Au XIXe siècle, parallèlement aux expériences d'Arts & Crafts, émerge en France toute une nouvelle école de la bibliophilie qui repense le livre à l'aune d'une collaboration étroite avec les peintres. Ces livres, dont la réalisation buta longtemps sur des problèmes techniques d'ordre reprographique, furent vendus par souscription et certaines expériences échouèrent d'un point de vue commercial. C'est ce que rappelle l'historien Yves Peyré[16], qui montre que cette forme de livre d'artiste collaborative où l'éminence est rendue aux peintres est née en France, à la fin du XIXe siècle, en particulier grâce à Stéphane Mallarmé et sa traduction du Corbeau d’Edgar Allan Poe, illustrée de gravures d'Édouard Manet[17].

Toutefois, ces ouvrages français, qui firent certes école[18], offraient encore la part trop belle aux éditeurs et aux écrivains.

Bibliophiles et collection célèbres[modifier | modifier le code]

Les 1 826 papyrus d'Herculanum découverts dans une villa romaine de la fin du Ier siècle forme la plus ancienne et la plus complète collection d'ouvrages (ici des volumens) retrouvée à ce jour : elle semble avoir appartenu, aux descendants du consul Pison.

Au Moyen Âge, le roi Charles II le Chauve (823-877), était un « grand amateur de textes et de livres enluminés ». Saint Louis (1214-1270), fonde la première « librairie » royale, dont hérite en partie Charles V (1338-1380), véritable mécène, et fondateur de la bibliothèque de l'Hôtel Saint-Pol, ancêtre de la Bibliothèque nationale de France (près d'un millier d'ouvrages qui seront dispersés).

Aux débuts de la Renaissance italienne, princes et savants accumulent des ouvrages, tels à Florence, l'humaniste Niccolò Niccoli (1364-1437) et le banquier Palla Strozzi (1372-1462), ou en France Astruc de Sestier (ca. 1370-ca. 1439), un médecin juif d'Aix-en-Provence, célèbre bibliophile en son temps, qui s'intéressait aux sciences arabes. En 1499 est imprimé à Venise l'un des ouvrages les plus recherchés de tous les temps : l’Hypnerotomachia Poliphili : un siècle après son impression, les bibliophiles déjà s'évertuaient à le traquer.

Les humanistes encouragent les princes à constituer des bibliothèques.
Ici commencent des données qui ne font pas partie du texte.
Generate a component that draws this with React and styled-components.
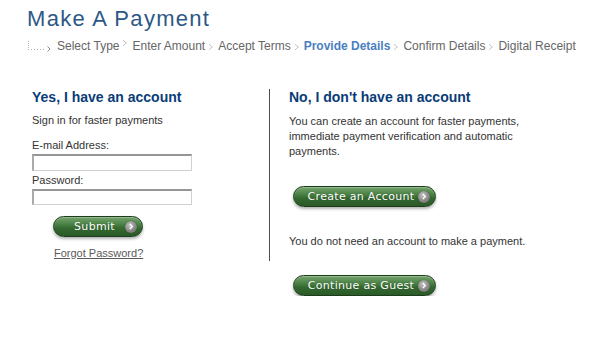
import React from "react"
import styled, { createGlobalStyle } from "styled-components"

const GlobalStyle = createGlobalStyle`
  html, body {
    margin: 0;
    padding: 0;
    background: #ffffff;
    font-family: "Liberation Sans", Arial, sans-serif;
    color: #333333;
  }
`

const Page = styled.div`
  padding-left: 27px;
  width: 588px;
`

const Title = styled.h1`
  margin: 6px 0 0;
  font-size: 22px;
  line-height: 26px;
  font-weight: normal;
  letter-spacing: 1.3px;
  color: #2d5886;
`

const Steps = styled.div`
  display: flex;
  align-items: center;
  margin-top: 6px;
  height: 16px;
  font-size: 12px;
  line-height: 16px;
  white-space: nowrap;
`

const Step = styled.span`
  color: ${p => (p.$active ? "#4a7fbf" : "#666666")};
  font-weight: ${p => (p.$active ? "bold" : "normal")};
`

const SepIcon = styled.svg`
  margin: 0 5px 0 4px;
  position: relative;
  top: ${p => (p.$raised ? "-3px" : "1px")};
`

const Sep = ({ raised }) => (
  <SepIcon $raised={raised} width="4" height="6" viewBox="0 0 4 6">
    <path d="M0.5 0.5 L3.2 3 L0.5 5.5" fill="none" stroke="#8a8a8a" strokeWidth="1" strokeDasharray="1 0.6" />
  </SepIcon>
)

const Lead = styled.svg`
  margin-right: 4px;
  position: relative;
  top: 1px;
`

const Columns = styled.div`
  display: flex;
  align-items: flex-start;
  margin-top: 35px;
`

const LeftCol = styled.div`
  width: 237px;
  padding: 0 0 0 5px;
  border-right: 1px solid #4d4d4d;
`

const RightCol = styled.div`
  padding-left: 19px;
`

const Heading = styled.h2`
  margin: 0;
  font-size: 14px;
  line-height: 16px;
  font-weight: bold;
  color: #0a3c78;
`

const Text = styled.p`
  margin: ${p => p.$mt || 0}px 0 0;
  font-size: 11px;
  line-height: ${p => p.$lh || 14}px;
  color: #333333;
  width: ${p => p.$w || "auto"};
`

const Label = styled.label`
  display: block;
  margin-top: ${p => p.$mt}px;
  font-size: 11px;
  line-height: 14px;
  color: #333333;
`

const Input = styled.input`
  display: block;
  box-sizing: border-box;
  margin-top: 2px;
  width: 160px;
  height: ${p => p.$h}px;
  padding: 0 2px;
  border-style: solid;
  border-width: 2px 1px 1px 2px;
  border-color: #969696 #d0d0d0 #d0d0d0 #aaaaaa;
  background: #ffffff;
  font-size: 11px;
  outline: none;
`

const Button = styled.button`
  display: flex;
  align-items: center;
  box-sizing: border-box;
  margin: ${p => p.$mt}px 0 0 ${p => p.$ml}px;
  width: ${p => p.$w}px;
  height: 21px;
  padding: 0 5px 0 10px;
  border: 1px solid #1c3d1a;
  border-radius: 11px;
  background: linear-gradient(to bottom, #76a36e 0%, #4e8548 35%, #33682f 60%, #2b5a28 100%);
  box-shadow: 0 2px 3px rgba(0, 0, 0, 0.3), inset 0 1px 0 rgba(255, 255, 255, 0.25);
  color: #ffffff;
  font-family: "DejaVu Sans", Verdana, sans-serif;
  font-size: 11px;
  letter-spacing: 0.3px;
  cursor: pointer;
`

const ButtonLabel = styled.span`
  flex: 1;
  text-align: center;
  text-shadow: 0 0 1px rgba(0, 0, 0, 0.3);
`

const ArrowDot = styled.span`
  display: flex;
  align-items: center;
  justify-content: center;
  width: 12px;
  height: 12px;
  border-radius: 50%;
  background: radial-gradient(circle at 40% 35%, #c4c4c4 0%, #8c8c8c 50%, #5e5e5e 100%);
  box-shadow: 0 0 1px rgba(0, 0, 0, 0.5);
`

const Arrow = () => (
  <ArrowDot>
    <svg width="6" height="7" viewBox="0 0 6 7">
      <path d="M1.8 1 L4.3 3.5 L1.8 6" fill="none" stroke="#ffffff" strokeWidth="1.4" />
    </svg>
  </ArrowDot>
)

const ForgotLink = styled.a`
  display: inline-block;
  margin: 9px 0 0 22px;
  font-size: 11px;
  line-height: 14px;
  color: #5a5a5a;
  text-decoration: underline;
`

const steps = ["Select Type", "Enter Amount", "Accept Terms", "Provide Details", "Confirm Details", "Digital Receipt"]

const App = () => (
  <>
    <GlobalStyle />
    <Page>
      <Title>Make A Payment</Title>
      <Steps>
        <Lead width="26" height="12" viewBox="0 0 26 12">
          <g fill="#b5b5b5">
            <rect x="1" y="0" width="1" height="1" />
            <rect x="1" y="2" width="1" height="1" />
            <rect x="1" y="4" width="1" height="1" />
            <rect x="1" y="6" width="1" height="1" />
            <rect x="1" y="8" width="1" height="1" />
            <rect x="4" y="8" width="1" height="1" />
            <rect x="7" y="8" width="1" height="1" />
            <rect x="10" y="8" width="1" height="1" />
            <rect x="13" y="8" width="1" height="1" />
            <rect x="16" y="8" width="1" height="1" />
          </g>
          <path d="M20.5 5.5 L23 8 L20.5 10.5" fill="none" stroke="#8a8a8a" strokeWidth="1" />
        </Lead>
        {steps.map((s, i) => (
          <React.Fragment key={s}>
            <Step $active={s === "Provide Details"}>{s}</Step>
            {i < steps.length - 1 && <Sep raised={i === 0} />}
          </React.Fragment>
        ))}
      </Steps>

      <Columns>
        <LeftCol>
          <Heading>Yes, I have an account</Heading>
          <Text $mt={8}>Sign in for faster payments</Text>
          <Label $mt={11}>E-mail Address:</Label>
          <Input type="text" $h={17} />
          <Label $mt={2}>Password:</Label>
          <Input type="password" $h={16} />
          <Button $mt={11} $ml={21} $w={90}>
            <ButtonLabel>Submit</ButtonLabel>
            <Arrow />
          </Button>
          <ForgotLink href="#">Forgot Password?</ForgotLink>
        </LeftCol>

        <RightCol>
          <Heading>No, I don't have an account</Heading>
          <Text $mt={9} $lh={15} $w="240px">
            You can create an account for faster payments, immediate payment verification and automatic payments.
          </Text>
          <Button $mt={27} $ml={4} $w={143}>
            <ButtonLabel>Create an Account</ButtonLabel>
            <Arrow />
          </Button>
          <Text $mt={27}>You do not need an account to make a payment.</Text>
          <Button $mt={27} $ml={4} $w={143}>
            <ButtonLabel>Continue as Guest</ButtonLabel>
            <Arrow />
          </Button>
        </RightCol>
      </Columns>
    </Page>
  </>
)

export default App
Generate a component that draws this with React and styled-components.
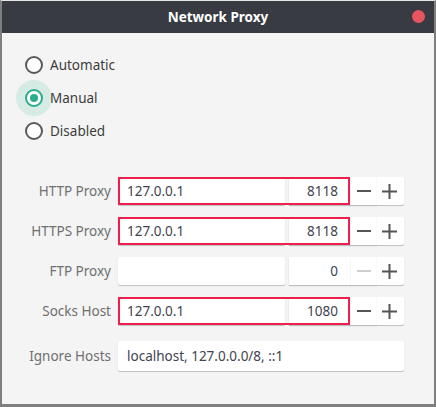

Certains des condottieres les plus célèbres, à la fortune vite acquise, comme Sigismond Malatesta, Galeazzo Visconti, Francesco Sforza ou Fréderic de Montefeltro qui constitue la plus importante collection de manuscrits de la Renaissance, peuvent acquérir des livres et protéger leurs auteurs. La bibliothèque fait alors partie de l'appareil idéologique voué à éblouir et à convaincre le peuple comme les lettrés[14].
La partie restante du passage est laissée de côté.